How do you attach your tubes and bands ?

I use both Teraband and rubber bands and really like the wrap and tuck method.


----------



## Sean

I use cotton string for the pouch to band/tube. I find the pouch stays flush with the bands/tubes when tied this way.


----------



## drfrancov

I use tb strips for both the pouch and the forks...I use a piece of twine to do the roll under technique...try forceps first but kept breaking the strips...I use the same color for bands and strips...although lately I have been using tb gold for anything...


----------



## tnflipper52

Rubber bands, 64's for the fork attachment and 32's for any pouch attachment. So far it has worked good.


----------



## pgandy

Theraband because of my inventory when switching to tubes. No doubt one day soon I’ll try rubber bands due to the cost of importing theraband.


----------



## Guest

Never thought of using a rubberband instead of the Theraband wrap and tuck... Prolly gonna use that in the future, much easier to do than trying to cut spagetti thin flat bands.


----------



## drfrancov

The rubber bands work fine...but I like the looks of thin tb bands.


----------



## SonoftheRepublic

Still new to this, but I find when attaching tubes to the pouch, the "constrictor knot" with string works beautifully. See - DIY "slingshot" constrictor knot for slingshot - on youtube.


----------



## muddog15

i use both rubber bands and therabands if i have them. rubber bands are a back up.


----------



## Tex-Shooter

I use Cotton string on the pouch tie, latex reclaim strips on fork tip ties and of course cams on my Saunders slingshots fork tips. I also use rubber bands when tying flats reverse to a trumark S9 or one of my minies for a no knot tie. -- Tex


----------



## LVO

It all depends on the frame I'm attaching to. I use the top slot method, ball in tube, looped tubes. When I am using flatbands I usually use theraband for a wrap and tuck method. When attaching using gypsy para-tabs, I use the 1745's on a cuff.

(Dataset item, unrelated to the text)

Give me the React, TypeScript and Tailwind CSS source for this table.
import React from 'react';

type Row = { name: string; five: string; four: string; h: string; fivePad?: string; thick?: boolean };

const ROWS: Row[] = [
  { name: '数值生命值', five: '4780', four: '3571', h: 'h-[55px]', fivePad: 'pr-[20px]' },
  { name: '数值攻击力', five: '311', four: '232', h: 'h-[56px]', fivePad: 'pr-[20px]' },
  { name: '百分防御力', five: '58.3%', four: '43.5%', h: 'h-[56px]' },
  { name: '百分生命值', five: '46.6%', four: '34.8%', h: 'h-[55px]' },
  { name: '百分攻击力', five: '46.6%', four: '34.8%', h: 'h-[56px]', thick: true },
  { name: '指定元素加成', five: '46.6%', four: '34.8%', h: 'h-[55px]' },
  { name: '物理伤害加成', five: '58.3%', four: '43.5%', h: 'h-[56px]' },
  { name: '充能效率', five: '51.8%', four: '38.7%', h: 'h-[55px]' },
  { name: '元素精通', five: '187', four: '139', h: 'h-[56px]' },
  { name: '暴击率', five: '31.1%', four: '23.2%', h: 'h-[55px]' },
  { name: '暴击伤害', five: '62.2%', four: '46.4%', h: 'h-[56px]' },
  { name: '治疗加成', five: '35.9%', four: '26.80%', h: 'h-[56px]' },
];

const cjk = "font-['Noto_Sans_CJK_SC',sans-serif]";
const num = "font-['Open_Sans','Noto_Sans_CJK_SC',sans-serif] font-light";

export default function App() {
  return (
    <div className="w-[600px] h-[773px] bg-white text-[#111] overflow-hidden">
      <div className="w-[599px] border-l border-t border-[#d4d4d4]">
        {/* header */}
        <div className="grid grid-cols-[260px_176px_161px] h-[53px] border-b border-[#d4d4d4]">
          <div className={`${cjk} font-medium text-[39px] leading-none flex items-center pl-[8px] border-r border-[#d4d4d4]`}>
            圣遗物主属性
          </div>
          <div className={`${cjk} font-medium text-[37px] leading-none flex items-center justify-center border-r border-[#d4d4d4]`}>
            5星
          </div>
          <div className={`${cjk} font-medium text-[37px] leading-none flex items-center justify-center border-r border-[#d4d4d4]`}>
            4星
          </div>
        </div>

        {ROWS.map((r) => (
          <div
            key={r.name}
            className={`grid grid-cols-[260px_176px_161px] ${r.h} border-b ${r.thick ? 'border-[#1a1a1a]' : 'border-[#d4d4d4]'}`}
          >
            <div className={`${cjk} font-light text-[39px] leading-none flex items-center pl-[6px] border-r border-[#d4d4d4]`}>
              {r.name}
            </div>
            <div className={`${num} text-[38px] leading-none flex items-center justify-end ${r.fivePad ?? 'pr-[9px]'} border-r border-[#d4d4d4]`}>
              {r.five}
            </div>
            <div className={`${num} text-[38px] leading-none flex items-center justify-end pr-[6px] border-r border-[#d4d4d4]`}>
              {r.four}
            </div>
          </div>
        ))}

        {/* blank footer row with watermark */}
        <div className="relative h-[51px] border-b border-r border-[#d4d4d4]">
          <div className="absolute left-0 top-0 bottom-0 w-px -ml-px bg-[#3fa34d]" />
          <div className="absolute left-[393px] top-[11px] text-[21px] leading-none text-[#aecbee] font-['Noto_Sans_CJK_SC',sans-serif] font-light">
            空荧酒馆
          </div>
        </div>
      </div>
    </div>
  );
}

Can attach tubes or flats doing it that way. (thanks M_J!)
For my pouch attachments, I have been using the 1745 cuff method almost exclusively. 
I like the constrictor knot but a lot of times my poor brain can't tie it.!








I love the cuff method.


----------



## Adirondack Kyle

Rubber bands for pouch and fork ties in my opinion is quiet dangerous, i almost lost an eye. The rubber bands that i used, would not pull tight enough.


----------



## zwillie

Hi,

I want to show you
my new way to attache flatbands to the pouch.
It is called the Bruzzimethod.

What you need is:

1. Some conical tubes like those from silicon cartridges
(I use pipette tips)

2. A Latextube I did it with Dankung 3060 for 25mm TBG other
small sizes should work as well. The smaller the Bands, the smaller the inner
diameter of the Tube.

*First step:*

Cut the Tipps so that they fit easily into each other










*Second step:*

Cut a little piece of the latextube about 5-8 mm and put it
over the conus to the tubeplug.



















*Step three:*

Remove the conus und slip the rest over the bands.










*Step four:*

The short end auf the band must be foldet like an inlay
inside the longer bandends so you can slip the tube easyli over the layers.

Enlarge this image 









*Step five:*

Strech the band to position the Bands like you want (there
is still a hardplastic tube with enough space for the bands to move)

step six:

Roll the Latex off the the plastictube.

You have finished.


















I just made some Bands TBG double layer with 15mm at the pouche.
This means you got 4 x 0,75mm x 15 mm = 45mm² for the Bands (when not stressed) the tubes (3060) just have 7mm² inner circular area.
So this holds very good.
For thinner bands use thinner tubes.
You can also secure the binding with a Constrictor knot but I never needet it.

Sorry for my englisch


----------



## Adirondack Kyle

Nice


----------



## fsa46

Hey zwillie, only your second post and a very nice contribution.....thanks for posting.


----------



## Tex-Shooter

The tube attachment method can also be used for double length bands, by putting the short piece of tube on the pouch and then rolling it off onto the bands. With double length bands you get no slip and no pouch roll. -- Tex


----------



## Berkshire bred

i am sorry to appear stuborn but wrap and tuck with thera band is commonly known to be one of the best ways and it is also cheap. whats the point in doing something else if there is something that is easier and works better.


----------



## zwillie

I am not the bandfixingmessiah I just wanted to show an alternativ method.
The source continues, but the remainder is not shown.